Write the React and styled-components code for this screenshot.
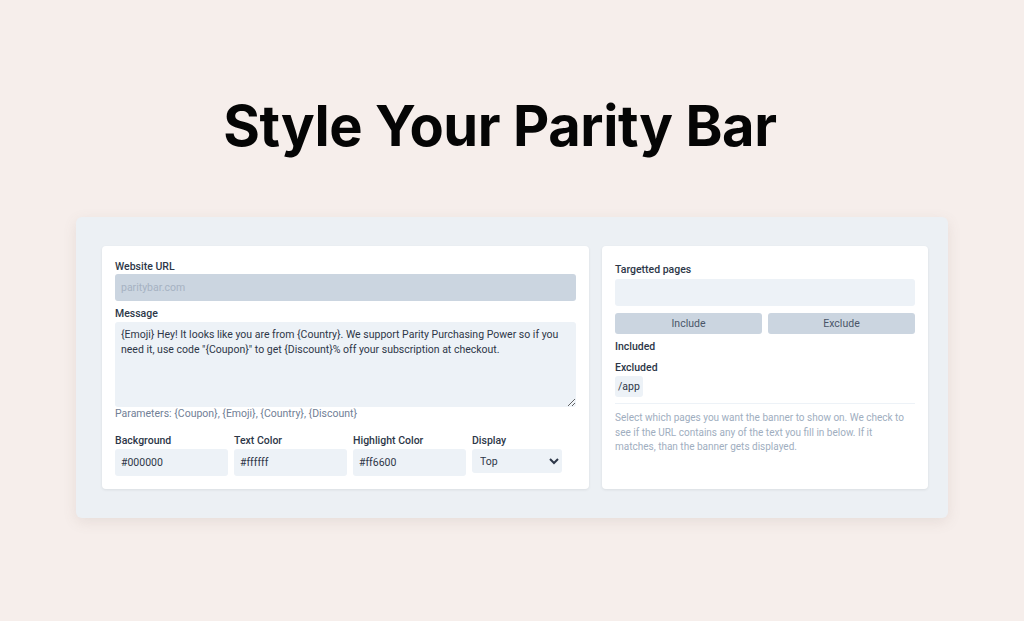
import React from 'react';
import styled, { createGlobalStyle } from 'styled-components';

const GlobalStyle = createGlobalStyle`
  html, body {
    margin: 0;
    padding: 0;
    background: #f6eeeb;
    font-family: Roboto, "Noto Sans", sans-serif;
  }
  * {
    box-sizing: border-box;
  }
`;

const Page = styled.div`
  width: 1024px;
  height: 621px;
  display: flex;
  flex-direction: column;
  align-items: center;
  padding-top: 88px;
`;

const Title = styled.h1`
  margin: 0 24px 0 0;
  font-family: Inter, "Noto Sans", sans-serif;
  font-size: 56px;
  font-weight: 700;
  letter-spacing: -0.4px;
  color: #050505;
  line-height: 76px;
`;

const Panel = styled.div`
  margin-top: 53px;
  width: 872px;
  background: #ecf0f4;
  border-radius: 6px;
  box-shadow: 0 4px 14px rgba(120, 100, 90, 0.12);
  padding: 29px 20px 29px 26px;
  display: grid;
  grid-template-columns: 487px 326px;
  gap: 13px;
`;

const Card = styled.div`
  background: #ffffff;
  border-radius: 4px;
  box-shadow: 0 1px 3px rgba(0, 0, 0, 0.08);
  padding: ${(p) => p.$pad || '14px 13px 13px'};
  height: 243px;
  display: flex;
  flex-direction: column;
`;

const Label = styled.label`
  display: block;
  font-size: 10.5px;
  font-weight: 500;
  color: #2d3748;
  line-height: 14px;
  margin-bottom: ${(p) => p.$mb || '0'};
`;

const Field = styled.input`
  display: block;
  width: 100%;
  height: ${(p) => p.$h || '27px'};
  border: none;
  border-radius: 3px;
  background: ${(p) => (p.disabled ? '#cbd5e0' : '#edf2f7')};
  font-family: inherit;
  font-size: 10.5px;
  color: #2d3748;
  padding: 0 6px;
  outline: none;
  &::placeholder {
    color: #a6b2c2;
  }
`;

const Area = styled.textarea`
  display: block;
  width: 100%;
  height: 85px;
  border: none;
  border-radius: 3px;
  background: #edf2f7;
  font-family: inherit;
  font-size: 10.5px;
  line-height: 14.5px;
  color: #2d3748;
  padding: 6px 6px;
  resize: vertical;
  outline: none;
`;

const Group = styled.div`
  margin-bottom: ${(p) => p.$mb || '0'};
`;

const Hint = styled.div`
  font-size: 10.5px;
  color: #718096;
  line-height: 14px;
  margin-top: 0;
`;

const ColorRow = styled.div`
  display: grid;
  grid-template-columns: 113px 113px 113px 113px;
  gap: 6px;
  margin-top: 13px;
`;

const Select = styled.select`
  display: block;
  width: 90px;
  height: 24px;
  border: none;
  border-radius: 3px;
  background: #edf2f7;
  font-family: inherit;
  font-size: 10.5px;
  color: #2d3748;
  padding: 0 4px;
  outline: none;
`;

const ButtonRow = styled.div`
  display: grid;
  grid-template-columns: 1fr 1fr;
  gap: 6px;
  margin-top: 7px;
`;

const Button = styled.button`
  height: 21px;
  border: none;
  border-radius: 3px;
  background: #cbd5e0;
  color: #4a5568;
  font-family: inherit;
  font-size: 10.5px;
  cursor: pointer;
`;

const ListTitle = styled.div`
  font-size: 10.5px;
  font-weight: 500;
  color: #2d3748;
  line-height: 14px;
  margin-top: ${(p) => p.$mt || '0'};
`;

const Chips = styled.div`
  display: flex;
  gap: 4px;
  margin-top: 1px;
`;

const Chip = styled.span`
  display: inline-flex;
  align-items: center;
  height: 21px;
  padding: 0 3px;
  border-radius: 3px;
  background: #edf2f7;
  font-size: 10.5px;
  color: #2d3748;
`;

const Divider = styled.div`
  height: 1px;
  background: #edf2f7;
  margin-top: 6px;
`;

const Help = styled.p`
  margin: 7px 0 0;
  font-size: 10px;
  line-height: 14.5px;
  color: #a0aec0;
`;

export default function App() {
  return (
    <>
      <GlobalStyle />
      <Page>
        <Title>Style Your Parity Bar</Title>
        <Panel>
          <Card>
            <Group $mb="6px">
              <Label>Website URL</Label>
              <Field disabled placeholder="paritybar.com" />
            </Group>
            <Group>
              <Label $mb="1px">Message</Label>
              <Area
                defaultValue={'{Emoji} Hey! It looks like you are from {Country}. We support Parity Purchasing Power so if you need it, use code "{Coupon}" to get {Discount}% off your subscription at checkout.'}
              />
              <Hint>Parameters: {'{Coupon}'}, {'{Emoji}'}, {'{Country}'}, {'{Discount}'}</Hint>
            </Group>
            <ColorRow>
              <Group>
                <Label $mb="1px">Background</Label>
                <Field defaultValue="#000000" />
              </Group>
              <Group>
                <Label $mb="1px">Text Color</Label>
                <Field defaultValue="#ffffff" />
              </Group>
              <Group>
                <Label $mb="1px">Highlight Color</Label>
                <Field defaultValue="#ff6600" />
              </Group>
              <Group>
                <Label $mb="1px">Display</Label>
                <Select defaultValue="top">
                  <option value="top">Top</option>
                  <option value="bottom">Bottom</option>
                </Select>
              </Group>
            </ColorRow>
          </Card>
          <Card $pad="17px 13px 13px">
            <Label $mb="2px">Targetted pages</Label>
            <Field />
            <ButtonRow>
              <Button>Include</Button>
              <Button>Exclude</Button>
            </ButtonRow>
            <ListTitle $mt="6px">Included</ListTitle>
            <ListTitle $mt="7px">Excluded</ListTitle>
            <Chips>
              <Chip>/app</Chip>
            </Chips>
            <Divider />
            <Help>
              Select which pages you want the banner to show on. We check to see if the URL
              contains any of the text you fill in below. If it matches, than the banner gets
              displayed.
            </Help>
          </Card>
        </Panel>
      </Page>
    </>
  );
}
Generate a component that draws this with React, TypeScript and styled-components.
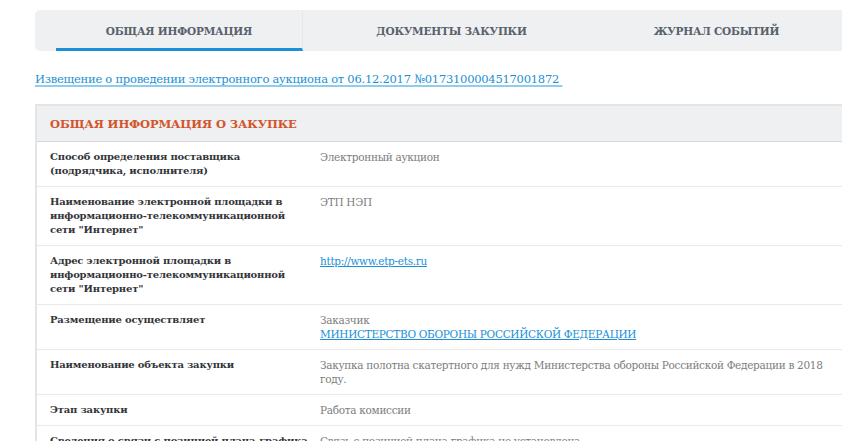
import React from "react";
import styled, { createGlobalStyle } from "styled-components";

const GlobalStyle = createGlobalStyle`
  html, body {
    margin: 0;
    padding: 0;
    background: #ffffff;
    overflow: hidden;
  }
  body {
    font-family: "DejaVu Serif", "Liberation Serif", serif;
  }
`;

const Page = styled.div`
  width: 830px;
  padding: 10px 0 0 35px;
`;

const TabBar = styled.div`
  display: flex;
  height: 41px;
  padding-left: 21px;
  background-color: #eef0f2;
  border-radius: 5px 0 0 5px;
`;

const Tab = styled.div<{ $width: number; $active?: boolean }>`
  display: flex;
  align-items: center;
  justify-content: center;
  box-sizing: border-box;
  width: ${(p) => p.$width}px;
  padding-top: 3px;
  border-bottom: 3px solid ${(p) => (p.$active ? "#1b8fd7" : "transparent")};
  border-right: 1px solid ${(p) => (p.$active ? "#e6e8eb" : "transparent")};
  color: #59616b;
  font-size: 10.5px;
  font-weight: bold;
  text-transform: uppercase;
  letter-spacing: -0.2px;
`;

const NoticeLink = styled.a`
  display: inline-block;
  margin-top: 20px;
  color: #1a8fd6;
  font-size: 11.5px;
  line-height: 16px;
  letter-spacing: -0.25px;
  text-decoration: underline;
  text-decoration-color: #8fcdee;
  text-decoration-thickness: 2px;
  text-decoration-skip-ink: none;
  text-underline-offset: 2px;
  white-space: pre;
`;

const Panel = styled.section`
  margin-top: 17px;
  border: 2px solid #e3e4e6;
  border-right: none;
`;

const PanelHeader = styled.div`
  display: flex;
  align-items: center;
  height: 35px;
  padding-left: 13px;
  background-color: #eef0f2;
  border-bottom: 1px solid #d6d8db;
  color: #d4542a;
  font-size: 11.5px;
  font-weight: bold;
  text-transform: uppercase;
  letter-spacing: -0.1px;
`;

const Row = styled.div`
  display: grid;
  grid-template-columns: 278px 1fr;
  border-bottom: 1px solid #e9eaeb;
  line-height: 14px;
`;

const Label = styled.div`
  padding: 8px 6px 8px 13px;
  color: #333539;
  font-size: 10px;
  font-weight: bold;
  letter-spacing: -0.2px;
`;

const Value = styled.div`
  padding: 8px 15px 8px 5px;
  color: #7d7d7d;
  font-size: 10.5px;
  letter-spacing: -0.3px;
`;

const ValueLink = styled.a`
  color: #1a8fd6;
  text-decoration: underline;
  text-underline-offset: 1px;
`;

type Item = { label: string; value: React.ReactNode };

const items: Item[] = [
  {
    label: "Способ определения поставщика (подрядчика, исполнителя)",
    value: "Электронный аукцион",
  },
  {
    label: "Наименование электронной площадки в информационно-телекоммуникационной сети \"Интернет\"",
    value: "ЭТП НЭП",
  },
  {
    label: "Адрес электронной площадки в информационно-телекоммуникационной сети \"Интернет\"",
    value: <ValueLink href="#">http://www.etp-ets.ru</ValueLink>,
  },
  {
    label: "Размещение осуществляет",
    value: (
      <>
        Заказчик
        <br />
        <ValueLink href="#">МИНИСТЕРСТВО ОБОРОНЫ РОССИЙСКОЙ ФЕДЕРАЦИИ</ValueLink>
      </>
    ),
  },
  {
    label: "Наименование объекта закупки",
    value: "Закупка полотна скатертного для нужд Министерства обороны Российской Федерации в 2018 году.",
  },
  {
    label: "Этап закупки",
    value: "Работа комиссии",
  },
  {
    label: "Сведения о связи с позицией плана-графика",
    value: "Связь с позицией плана-графика не установлена",
  },
];

export default function App() {
  return (
    <Page>
      <GlobalStyle />
      <TabBar>
        <Tab $width={247} $active>Общая информация</Tab>
        <Tab $width={298}>Документы закупки</Tab>
        <Tab $width={232}>Журнал событий</Tab>
      </TabBar>
      <NoticeLink href="#">
        Извещение о проведении электронного аукциона от 06.12.2017 №0173100004517001872{" "}
      </NoticeLink>
      <Panel>
        <PanelHeader>Общая информация о закупке</PanelHeader>
        {items.map((item) => (
          <Row key={item.label}>
            <Label>{item.label}</Label>
            <Value>{item.value}</Value>
          </Row>
        ))}
      </Panel>
    </Page>
  );
}
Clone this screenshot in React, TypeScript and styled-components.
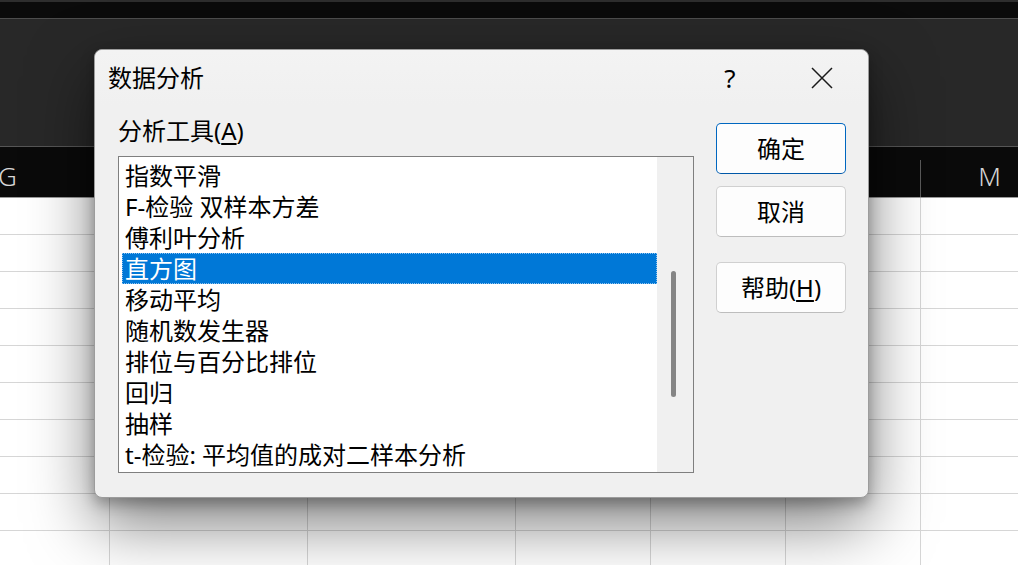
import React from "react";
import styled, { createGlobalStyle } from "styled-components";

const GlobalStyle = createGlobalStyle`
  html, body { margin: 0; padding: 0; background: #ffffff; }
  body { font-family: "Noto Sans", "Noto Sans CJK SC", sans-serif; overflow: hidden; }
  #root { width: 1018px; height: 565px; }
  * { box-sizing: border-box; }
`;

const Screen = styled.div`
  position: relative;
  width: 1018px;
  height: 565px;
  overflow: hidden;
  display: flex;
  flex-direction: column;
  background: #ffffff;
`;

const TopEdge = styled.div`
  flex: none;
  height: 2px;
  background: #2e2e2e;
`;

const TitleStrip = styled.div`
  flex: none;
  height: 17px;
  background: #0b0b0b;
  border-bottom: 1px solid #4d4d4d;
`;

const Ribbon = styled.div`
  flex: none;
  height: 128px;
  background: #282828;
  border-bottom: 1px solid #565656;
`;

const COLS = "205px 198px 208px 135px 135px 135px 137px";

const HeaderRow = styled.div`
  flex: none;
  height: 51px;
  margin-left: -95px;
  display: grid;
  grid-template-columns: ${COLS};
  background: #0a0a0a;
  border-bottom: 1px solid #9a9a9a;
`;

const HeaderCell = styled.div`
  position: relative;
  display: flex;
  align-items: center;
  justify-content: center;
  padding-top: 8px;
  color: #d6d6d6;
  font-family: "Noto Sans", sans-serif;
  font-size: 26px;
  font-weight: 300;
  &::after {
    content: "";
    position: absolute;
    right: 0;
    top: 13px;
    bottom: 0;
    width: 1px;
    background: #5a5a5a;
  }
`;

const Sheet = styled.div`
  flex: 1;
  overflow: hidden;
  margin-left: -95px;
`;

const SheetRow = styled.div`
  display: grid;
  grid-template-columns: ${COLS};
  height: 37px;
  border-bottom: 1px solid #d6d6d6;
`;

const SheetCell = styled.div`
  border-right: 1px solid #d6d6d6;
`;

const Dialog = styled.div`
  position: absolute;
  left: 94px;
  top: 49px;
  width: 775px;
  height: 449px;
  border: 1px solid #9c9c9c;
  border-radius: 8px;
  background: #f0f0f0;
  box-shadow: 0 6px 14px rgba(0, 0, 0, 0.28), 0 26px 64px rgba(0, 0, 0, 0.5);
  display: flex;
  flex-direction: column;
  color: #000000;
  font-family: "Noto Sans", "Noto Sans CJK SC", sans-serif;
`;

const TitleBar = styled.div`
  flex: none;
  height: 55px;
  display: flex;
  align-items: center;
  padding-left: 13px;
  border-radius: 8px 8px 0 0;
  background: linear-gradient(#f3f3f3, #f0f0f0);
`;

const Title = styled.div`
  flex: 1;
  font-size: 24px;
  line-height: 1;
`;

const CaptionButton = styled.div`
  width: 92px;
  height: 55px;
  display: flex;
  align-items: center;
  justify-content: center;
  font-size: 26px;
  line-height: 1;
`;

const Body = styled.div`
  flex: 1;
  display: flex;
  gap: 22px;
  padding: 11px 0 0 23px;
`;

const LeftColumn = styled.div`
  width: 576px;
  display: flex;
  flex-direction: column;
`;

const FieldLabel = styled.div`
  height: 30px;
  line-height: 30px;
  font-size: 24px;
  margin-bottom: 10px;
`;

const Mnemonic = styled.span`
  text-decoration: underline;
  text-decoration-thickness: 1.5px;
  text-underline-offset: 3px;
`;

const ListBox = styled.div`
  width: 576px;
  height: 317px;
  border: 1px solid #7f7f7f;
  display: flex;
  background: #ffffff;
`;

const Items = styled.div`
  flex: 1;
  padding: 3px 0 0 3px;
  overflow: hidden;
`;

const Item = styled.div<{ $selected?: boolean }>`
  height: 31px;
  line-height: 31px;
  padding-left: 3px;
  font-size: 24px;
  white-space: nowrap;
  color: ${(p) => (p.$selected ? "#ffffff" : "#000000")};
  background: ${(p) => (p.$selected ? "#0078d7" : "transparent")};
  outline: ${(p) => (p.$selected ? "1px dotted #8fc3ef" : "none")};
  outline-offset: -1px;
`;

const ScrollTrack = styled.div`
  width: 36px;
  background: #f0f0f0;
  padding-left: 14px;
`;

const Thumb = styled.div<{ $top: number; $height: number }>`
  width: 5px;
  margin-top: ${(p) => p.$top}px;
  height: ${(p) => p.$height}px;
  border-radius: 3px;
  background: #858585;
`;

const ButtonColumn = styled.div`
  width: 130px;
  padding-top: 7px;
  display: flex;
  flex-direction: column;
`;

const DialogButton = styled.div<{ $primary?: boolean; $gap: number }>`
  height: 51px;
  margin-top: ${(p) => p.$gap}px;
  border-radius: 5px;
  border: 1px solid ${(p) => (p.$primary ? "#0067c0" : "#d0d0d0")};
  border-bottom-color: ${(p) => (p.$primary ? "#0058a8" : "#bdbdbd")};
  background: #fdfdfd;
  display: flex;
  align-items: center;
  justify-content: center;
  font-size: 24px;
  line-height: 1;
  color: #000000;
`;

const tools = [
  "指数平滑",
  "F-检验 双样本方差",
  "傅利叶分析",
  "直方图",
  "移动平均",
  "随机数发生器",
  "排位与百分比排位",
  "回归",
  "抽样",
  "t-检验: 平均值的成对二样本分析",
];

const columns = ["G", "H", "I", "J", "K", "L", "M"];

export default function App() {
  return (
    <>
      <GlobalStyle />
      <Screen>
        <TopEdge />
        <TitleStrip />
        <Ribbon />
        <HeaderRow>
          {columns.map((c) => (
            <HeaderCell key={c}>{c}</HeaderCell>
          ))}
        </HeaderRow>
        <Sheet>
          {Array.from({ length: 10 }).map((_, r) => (
            <SheetRow key={r}>
              {columns.map((c) => (
                <SheetCell key={c} />
              ))}
            </SheetRow>
          ))}
        </Sheet>

        <Dialog>
          <TitleBar>
            <Title>数据分析</Title>
            <CaptionButton>?</CaptionButton>
            <CaptionButton>
              <svg width="22" height="22" viewBox="0 0 22 22">
                <path d="M1 1 L21 21 M21 1 L1 21" stroke="#1a1a1a" strokeWidth="1.5" fill="none" />
              </svg>
            </CaptionButton>
          </TitleBar>
          <Body>
            <LeftColumn>
              <FieldLabel>
                分析工具(<Mnemonic>A</Mnemonic>)
              </FieldLabel>
              <ListBox>
                <Items>
                  {tools.map((t) => (
                    <Item key={t} $selected={t === "直方图"}>
                      {t}
                    </Item>
                  ))}
                </Items>
                <ScrollTrack>
                  <Thumb $top={114} $height={126} />
                </ScrollTrack>
              </ListBox>
            </LeftColumn>
            <ButtonColumn>
              <DialogButton $primary $gap={0}>确定</DialogButton>
              <DialogButton $gap={12}>取消</DialogButton>
              <DialogButton $gap={25}>
                帮助(<Mnemonic>H</Mnemonic>)
              </DialogButton>
            </ButtonColumn>
          </Body>
        </Dialog>
      </Screen>
    </>
  );
}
▬▬▬▬▬▬
**What you will do**: From the material above, copy each line that includes the word "TypeScript".

**Reply**:
Generate a component that draws this with React, TypeScript and styled-components.
Clone this screenshot in React, TypeScript and styled-components.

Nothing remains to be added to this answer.